CHICAGO – Purdue's run in the Big Ten tournament ended much earlier than anyone expected, especially after the team won three out of its last five regular-season games.
The No. 7 seed Boilermakers fell 57-55 to No. 10 seed Nebraska in the opening round at the United Center on Thursday night.
Purdue (15-17) did overcome an 11-point deficit, 39-28, with 17:17 to play, but Boilermakers guard Terone Johnson's two shots in the final four seconds just wouldn't fall to send the game into overtime.
"We battled back and got it to two possessions (45-39 with 11:57 to play)," coach Matt Painter said. "And then we went about four-straight possessions in the middle of the second half where we took two horrendous shots (one by D.J. Byrd and the other by Ronnie Johnson) and had two turnovers (one by Anthony Johnson and one by A.J. Hammons). That was a key time of the game, even though we got back into the game and had a chance to win the basketball game, those four possessions in a row really hurt us. And then we had some breakdowns and missed some free throws. And then had the one rebound on a missed free throw that everybody seemed to box their man out and not go get the basketball. And that crushed it."
Byrd cut Nebraska's lead to one point three times in the final four-plus minutes.
The senior sank his and Purdue's first three-pointer of the game with 4:14 to play to cut Nebraska's lead to 48-47. He then sank another three-pointer with 39.1 seconds left to pull Purdue within 54-53 of Nebraska, and his putback with 13.1 seconds left trimmed the Cornhuskers' lead down to 56-55.
But Purdue just couldn't get the lead or tie the game, especially after the Boilermakers gave up nine straight points to start the second half that allowed the Cornhuskers to push their lead from 30-28 to 39-28.

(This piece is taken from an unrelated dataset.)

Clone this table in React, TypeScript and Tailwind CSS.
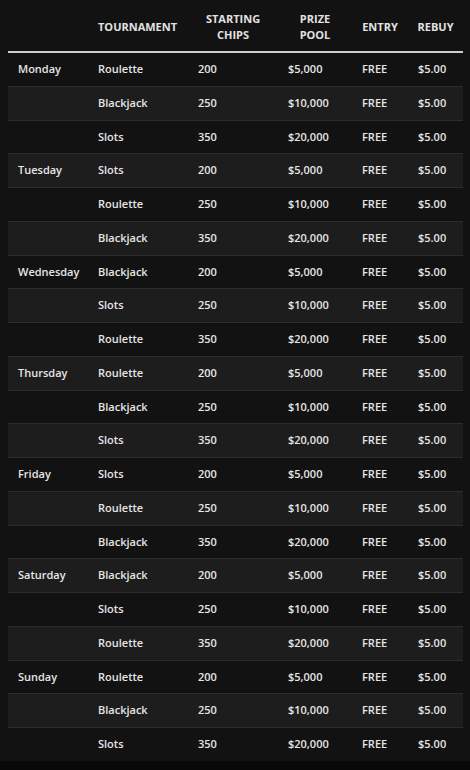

"I thought we were digging ourselves in a hole pretty bad," Ronnie Johnson said. "They were scoring and then we were throwing up bad shots. So that's not what you want when you're trying to win."
Carrying the Cornhuskers
Purdue held Nebraska's leading scorers Dylan Talley, who averages 14.2 points, and Ray Gallegos, who averages 12.8 points, to 5 and 9 points.
But Shavon Shields, a freshman who averages 9.5 points, and Brandon Ubel, who missed Purdue's 65-56 win Jan. 15 at Nebraska because of an injury, made up for the Cornhuskers' top scorers' off night.
Shields scored 15 of his game-high 19 points in the first half.
"Shields really came to play tonight, and he was one guy that coach talked about before the game who could get going. We let him get going," Terone Johnson said. "That's why we ended up in the spot we were at the end of the game."
Ubel had 16 points and eight rebounds.
"They just have more spacing," Rapheal Davis said of facing Purdue with Ubel. "He can drive. He can shoot. He really opened up a lot of things for them. We couldn't pack it in, knowing we had to respect his jump shot. It was a whole different team today."
- D.J. Byrd scored 15 points to lead Purdue. The senior connected on the Boilermakers' only three-pointers of the game, making two from behind the arc in the second half.
- Byrd also tied a career-high with two blocks, and he had a season-high eight rebounds
- A.J. Hammons scored 11 points for Purdue, and Ronnie Johnson scored 10.
- Purdue outrebounded Nebraska 36-31, but with the loss the Boilers fell to 15-6 this season and 118-24 under Painter when outrebounding an opponent.
- Purdue went 0-4 on netural courts this season.
The Boilermakers' only chance to make the NCAA tournament ended with their elimination from the race for the automatic bid by winning the Big Ten tournament.
Purdue likely will not be selected to play in the NIT, but the Boilermakers could end up in either the College Basketball Invitational or the CollegeInsider.com tournament.
Byrd said he hopes the team gets to keep playing.
"The way we played the past couple weeks, Michigan and Minnesota, and we had some good games and played hard," Byrd said. "And we came up short in some big games too. So for me, I always want to play some more games, but it would be great if we could."